Print the listing as it stands, omitting all images.

# Start of Data shown

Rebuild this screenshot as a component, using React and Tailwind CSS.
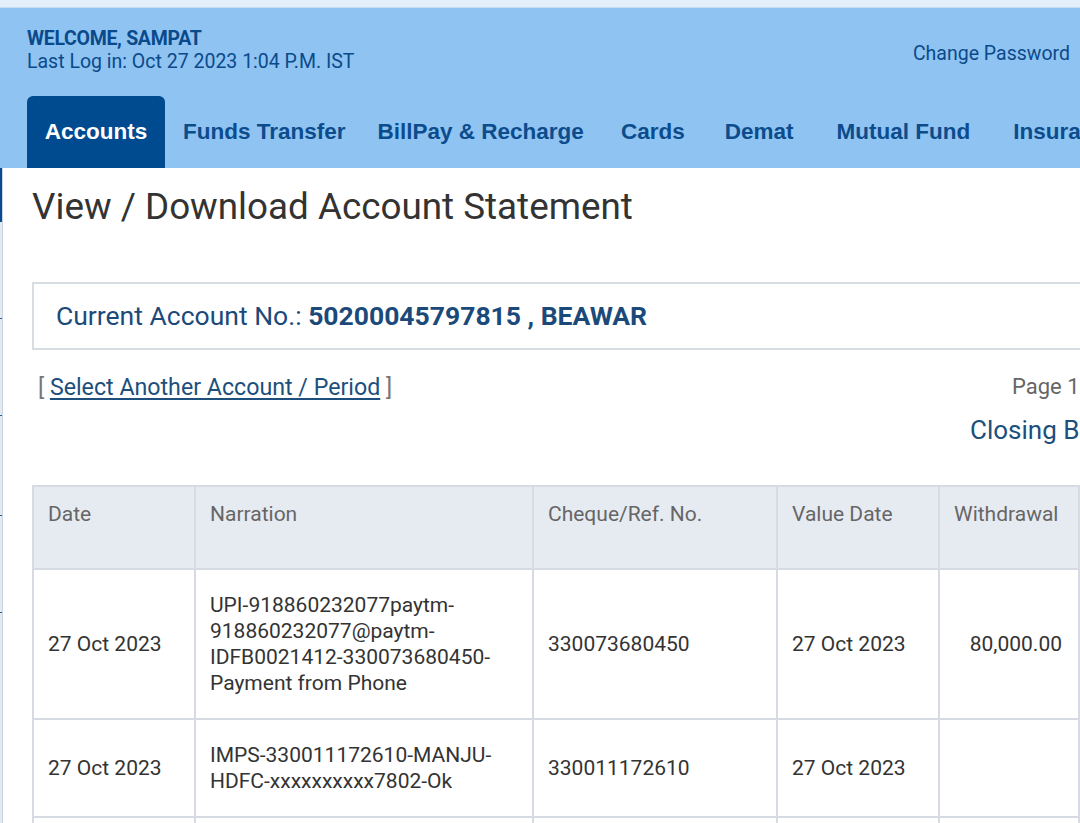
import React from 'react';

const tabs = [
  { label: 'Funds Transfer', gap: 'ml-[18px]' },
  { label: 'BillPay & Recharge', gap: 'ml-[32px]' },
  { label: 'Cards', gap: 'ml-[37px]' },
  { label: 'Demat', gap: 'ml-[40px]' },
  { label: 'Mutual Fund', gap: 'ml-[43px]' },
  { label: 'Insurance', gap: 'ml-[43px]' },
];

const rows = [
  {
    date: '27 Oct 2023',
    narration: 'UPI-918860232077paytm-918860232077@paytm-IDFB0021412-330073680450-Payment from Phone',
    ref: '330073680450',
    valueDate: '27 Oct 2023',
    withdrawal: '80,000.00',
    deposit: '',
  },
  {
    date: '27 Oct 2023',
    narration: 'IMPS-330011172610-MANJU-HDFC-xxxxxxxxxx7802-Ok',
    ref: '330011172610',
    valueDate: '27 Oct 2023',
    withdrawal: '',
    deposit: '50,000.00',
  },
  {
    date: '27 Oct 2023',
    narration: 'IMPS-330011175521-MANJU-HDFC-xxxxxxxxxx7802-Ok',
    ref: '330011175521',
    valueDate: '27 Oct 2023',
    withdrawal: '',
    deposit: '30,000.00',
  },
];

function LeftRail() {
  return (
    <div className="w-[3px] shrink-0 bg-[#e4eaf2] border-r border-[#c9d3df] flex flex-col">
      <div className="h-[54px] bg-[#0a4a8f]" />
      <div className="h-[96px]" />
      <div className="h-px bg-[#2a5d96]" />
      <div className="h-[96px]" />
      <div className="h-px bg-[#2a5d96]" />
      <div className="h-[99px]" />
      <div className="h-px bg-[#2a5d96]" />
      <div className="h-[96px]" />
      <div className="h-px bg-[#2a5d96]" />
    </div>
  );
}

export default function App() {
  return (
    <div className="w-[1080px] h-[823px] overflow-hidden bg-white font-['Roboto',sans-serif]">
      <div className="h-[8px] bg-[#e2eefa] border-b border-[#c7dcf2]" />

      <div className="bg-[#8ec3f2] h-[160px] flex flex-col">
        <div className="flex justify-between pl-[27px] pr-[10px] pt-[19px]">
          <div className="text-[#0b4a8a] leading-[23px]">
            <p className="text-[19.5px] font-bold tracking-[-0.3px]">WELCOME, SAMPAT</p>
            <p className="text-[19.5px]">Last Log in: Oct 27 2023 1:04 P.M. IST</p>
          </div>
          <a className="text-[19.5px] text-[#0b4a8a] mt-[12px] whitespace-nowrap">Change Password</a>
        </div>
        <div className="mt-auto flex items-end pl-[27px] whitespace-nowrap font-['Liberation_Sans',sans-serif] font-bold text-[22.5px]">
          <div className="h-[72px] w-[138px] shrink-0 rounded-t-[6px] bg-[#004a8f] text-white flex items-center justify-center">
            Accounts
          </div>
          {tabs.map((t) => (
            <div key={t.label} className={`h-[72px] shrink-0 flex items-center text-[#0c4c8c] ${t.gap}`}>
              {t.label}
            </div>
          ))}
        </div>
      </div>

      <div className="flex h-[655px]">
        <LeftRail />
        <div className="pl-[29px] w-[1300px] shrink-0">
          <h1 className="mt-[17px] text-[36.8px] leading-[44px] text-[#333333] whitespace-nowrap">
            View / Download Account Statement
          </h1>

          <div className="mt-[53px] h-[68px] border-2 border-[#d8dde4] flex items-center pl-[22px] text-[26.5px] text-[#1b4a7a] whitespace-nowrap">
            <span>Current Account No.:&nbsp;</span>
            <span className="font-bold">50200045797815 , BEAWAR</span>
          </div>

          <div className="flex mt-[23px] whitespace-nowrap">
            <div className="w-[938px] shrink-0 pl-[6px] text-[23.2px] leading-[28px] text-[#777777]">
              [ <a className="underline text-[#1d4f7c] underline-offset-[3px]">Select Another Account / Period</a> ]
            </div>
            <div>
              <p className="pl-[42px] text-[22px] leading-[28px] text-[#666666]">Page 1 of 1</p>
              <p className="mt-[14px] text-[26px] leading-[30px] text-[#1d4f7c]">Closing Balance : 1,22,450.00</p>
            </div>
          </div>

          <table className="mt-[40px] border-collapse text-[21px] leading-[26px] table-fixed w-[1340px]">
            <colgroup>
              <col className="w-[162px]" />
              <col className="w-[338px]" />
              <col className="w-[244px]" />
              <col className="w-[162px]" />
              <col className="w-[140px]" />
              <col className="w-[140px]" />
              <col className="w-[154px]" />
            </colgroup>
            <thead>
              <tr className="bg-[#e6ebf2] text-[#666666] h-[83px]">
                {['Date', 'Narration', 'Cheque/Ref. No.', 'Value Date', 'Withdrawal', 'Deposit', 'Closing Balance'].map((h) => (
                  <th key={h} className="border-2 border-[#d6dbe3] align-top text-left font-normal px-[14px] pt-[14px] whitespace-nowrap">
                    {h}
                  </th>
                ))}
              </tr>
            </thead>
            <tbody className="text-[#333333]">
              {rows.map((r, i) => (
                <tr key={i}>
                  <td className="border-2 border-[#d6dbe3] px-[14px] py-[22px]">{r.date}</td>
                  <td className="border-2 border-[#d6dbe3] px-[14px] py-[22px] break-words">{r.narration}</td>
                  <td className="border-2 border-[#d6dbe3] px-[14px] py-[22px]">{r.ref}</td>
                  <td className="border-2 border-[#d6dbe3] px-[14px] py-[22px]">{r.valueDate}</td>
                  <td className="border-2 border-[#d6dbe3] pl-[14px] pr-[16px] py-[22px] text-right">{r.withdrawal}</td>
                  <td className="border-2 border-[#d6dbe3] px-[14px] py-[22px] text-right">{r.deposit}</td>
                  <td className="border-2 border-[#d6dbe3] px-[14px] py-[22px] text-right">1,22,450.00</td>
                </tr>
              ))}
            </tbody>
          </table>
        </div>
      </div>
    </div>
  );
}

# End of Data shown

# Answer to this problem:
Rebuild this screenshot as a component, using React and Tailwind CSS.
import React from 'react';

const tabs = [
  { label: 'Funds Transfer', gap: 'ml-[18px]' },
  { label: 'BillPay & Recharge', gap: 'ml-[32px]' },
  { label: 'Cards', gap: 'ml-[37px]' },
  { label: 'Demat', gap: 'ml-[40px]' },
  { label: 'Mutual Fund', gap: 'ml-[43px]' },
  { label: 'Insurance', gap: 'ml-[43px]' },
];

const rows = [
  {
    date: '27 Oct 2023',
    narration: 'UPI-918860232077paytm-918860232077@paytm-IDFB0021412-330073680450-Payment from Phone',
    ref: '330073680450',
    valueDate: '27 Oct 2023',
    withdrawal: '80,000.00',
    deposit: '',
  },
  {
    date: '27 Oct 2023',
    narration: 'IMPS-330011172610-MANJU-HDFC-xxxxxxxxxx7802-Ok',
    ref: '330011172610',
    valueDate: '27 Oct 2023',
    withdrawal: '',
    deposit: '50,000.00',
  },
  {
    date: '27 Oct 2023',
    narration: 'IMPS-330011175521-MANJU-HDFC-xxxxxxxxxx7802-Ok',
    ref: '330011175521',
    valueDate: '27 Oct 2023',
    withdrawal: '',
    deposit: '30,000.00',
  },
];

function LeftRail() {
  return (
    <div className="w-[3px] shrink-0 bg-[#e4eaf2] border-r border-[#c9d3df] flex flex-col">
      <div className="h-[54px] bg-[#0a4a8f]" />
      <div className="h-[96px]" />
      <div className="h-px bg-[#2a5d96]" />
      <div className="h-[96px]" />
      <div className="h-px bg-[#2a5d96]" />
      <div className="h-[99px]" />
      <div className="h-px bg-[#2a5d96]" />
      <div className="h-[96px]" />
      <div className="h-px bg-[#2a5d96]" />
    </div>
  );
}

export default function App() {
  return (
    <div className="w-[1080px] h-[823px] overflow-hidden bg-white font-['Roboto',sans-serif]">
      <div className="h-[8px] bg-[#e2eefa] border-b border-[#c7dcf2]" />

      <div className="bg-[#8ec3f2] h-[160px] flex flex-col">
        <div className="flex justify-between pl-[27px] pr-[10px] pt-[19px]">
          <div className="text-[#0b4a8a] leading-[23px]">
            <p className="text-[19.5px] font-bold tracking-[-0.3px]">WELCOME, SAMPAT</p>
            <p className="text-[19.5px]">Last Log in: Oct 27 2023 1:04 P.M. IST</p>
          </div>
          <a className="text-[19.5px] text-[#0b4a8a] mt-[12px] whitespace-nowrap">Change Password</a>
        </div>
        <div className="mt-auto flex items-end pl-[27px] whitespace-nowrap font-['Liberation_Sans',sans-serif] font-bold text-[22.5px]">
          <div className="h-[72px] w-[138px] shrink-0 rounded-t-[6px] bg-[#004a8f] text-white flex items-center justify-center">
            Accounts
          </div>
          {tabs.map((t) => (
            <div key={t.label} className={`h-[72px] shrink-0 flex items-center text-[#0c4c8c] ${t.gap}`}>
              {t.label}
            </div>
          ))}
        </div>
      </div>

      <div className="flex h-[655px]">
        <LeftRail />
        <div className="pl-[29px] w-[1300px] shrink-0">
          <h1 className="mt-[17px] text-[36.8px] leading-[44px] text-[#333333] whitespace-nowrap">
            View / Download Account Statement
          </h1>

          <div className="mt-[53px] h-[68px] border-2 border-[#d8dde4] flex items-center pl-[22px] text-[26.5px] text-[#1b4a7a] whitespace-nowrap">
            <span>Current Account No.:&nbsp;</span>
            <span className="font-bold">50200045797815 , BEAWAR</span>
          </div>

          <div className="flex mt-[23px] whitespace-nowrap">
            <div className="w-[938px] shrink-0 pl-[6px] text-[23.2px] leading-[28px] text-[#777777]">
              [ <a className="underline text-[#1d4f7c] underline-offset-[3px]">Select Another Account / Period</a> ]
            </div>
            <div>
              <p className="pl-[42px] text-[22px] leading-[28px] text-[#666666]">Page 1 of 1</p>
              <p className="mt-[14px] text-[26px] leading-[30px] text-[#1d4f7c]">Closing Balance : 1,22,450.00</p>
            </div>
          </div>

          <table className="mt-[40px] border-collapse text-[21px] leading-[26px] table-fixed w-[1340px]">
            <colgroup>
              <col className="w-[162px]" />
              <col className="w-[338px]" />
              <col className="w-[244px]" />
              <col className="w-[162px]" />
              <col className="w-[140px]" />
              <col className="w-[140px]" />
              <col className="w-[154px]" />
            </colgroup>
            <thead>
              <tr className="bg-[#e6ebf2] text-[#666666] h-[83px]">
                {['Date', 'Narration', 'Cheque/Ref. No.', 'Value Date', 'Withdrawal', 'Deposit', 'Closing Balance'].map((h) => (
                  <th key={h} className="border-2 border-[#d6dbe3] align-top text-left font-normal px-[14px] pt-[14px] whitespace-nowrap">
                    {h}
                  </th>
                ))}
              </tr>
            </thead>
            <tbody className="text-[#333333]">
              {rows.map((r, i) => (
                <tr key={i}>
                  <td className="border-2 border-[#d6dbe3] px-[14px] py-[22px]">{r.date}</td>
                  <td className="border-2 border-[#d6dbe3] px-[14px] py-[22px] break-words">{r.narration}</td>
                  <td className="border-2 border-[#d6dbe3] px-[14px] py-[22px]">{r.ref}</td>
                  <td className="border-2 border-[#d6dbe3] px-[14px] py-[22px]">{r.valueDate}</td>
                  <td className="border-2 border-[#d6dbe3] pl-[14px] pr-[16px] py-[22px] text-right">{r.withdrawal}</td>
                  <td className="border-2 border-[#d6dbe3] px-[14px] py-[22px] text-right">{r.deposit}</td>
                  <td className="border-2 border-[#d6dbe3] px-[14px] py-[22px] text-right">1,22,450.00</td>
                </tr>
              ))}
            </tbody>
          </table>
        </div>
      </div>
    </div>
  );
}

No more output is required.